The Hole by José Revueltas (New Directions, 2018)
Reviewed by Andres Vaamonde
In 1969, writer and leftist revolutionary José Revueltas was in prison. It wasn’t his first time. More than thirty years earlier, when Revueltas was a teenager, he served multiple bids for his participation in the then-outlawed Communist Party of Mexico. He never attended university. Still, he became an important (if controversial) intellectual figure in Mexico, eventually finding himself in a cell in the infamous Lecumberri Prison in 1969 with nothing but time, fury, and, somehow, a typewriter.

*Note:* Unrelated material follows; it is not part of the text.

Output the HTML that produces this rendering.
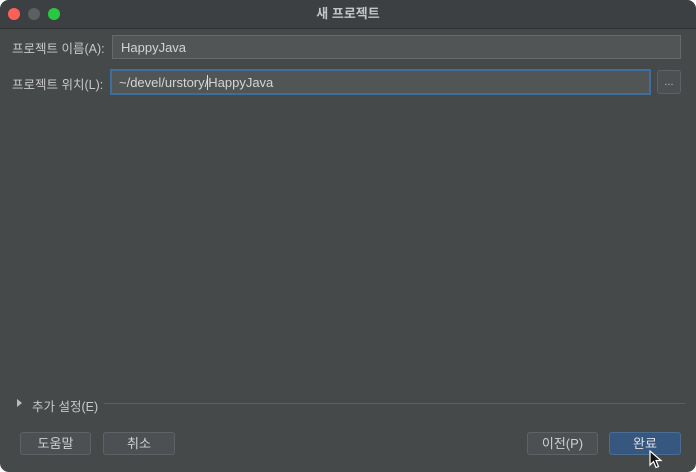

It only took Revueltas a few weeks to write The Hole (El Apando, in the original Spanish) but it took almost fifty years for the book to appear in English (New Directions, 2018). This is a gift for English readers. The Hole should be considered a fixture of 20th century Latin American fiction due to its evident inspiration to many bright lights, especially Roberto Bolaño.
But the publication is also somewhat a curse. The Hole is one of the darkest, sharpest, most brutal acts of fiction in any language. The Hole isn’t the sort of book you read pleasurably. It’s the sort of book that fucks you up.
The premise is simple: three inmates, Polonio, Albino, and the Prick, hatch a plan with three accomplices on the outside to smuggle heroin into their prison. The novel depicts only the day of the smuggling. The narrative is a mostly straight line, the story unfolding in one long, continuous paragraph. The Hole (which clocks in at around fifty pages, one for every year it took to be published in English) is the type of book that should be read straight through, without a break. This is not only due to its abridged length but also its harrowing and wildly hypnotic flow. Every next sentence is its own meticulously designed labyrinth. But be careful: just because The Hole should be read in one sitting doesn’t mean that the reading experience will be easy. Revueltas’ dense, hopscotching prose requires a lot of attention and it is very easy to lose your place, something that feels rather appropriate given the book’s setting and the location in which it was written. Prison is a place where you lose track of everything—your time, your days, your self. In this way, The Hole is a stylistic allegory: you enter the book as if entering prison itself, and Revueltas ensures that your time inside will be equal parts arduous, uncomfortable, and confounding.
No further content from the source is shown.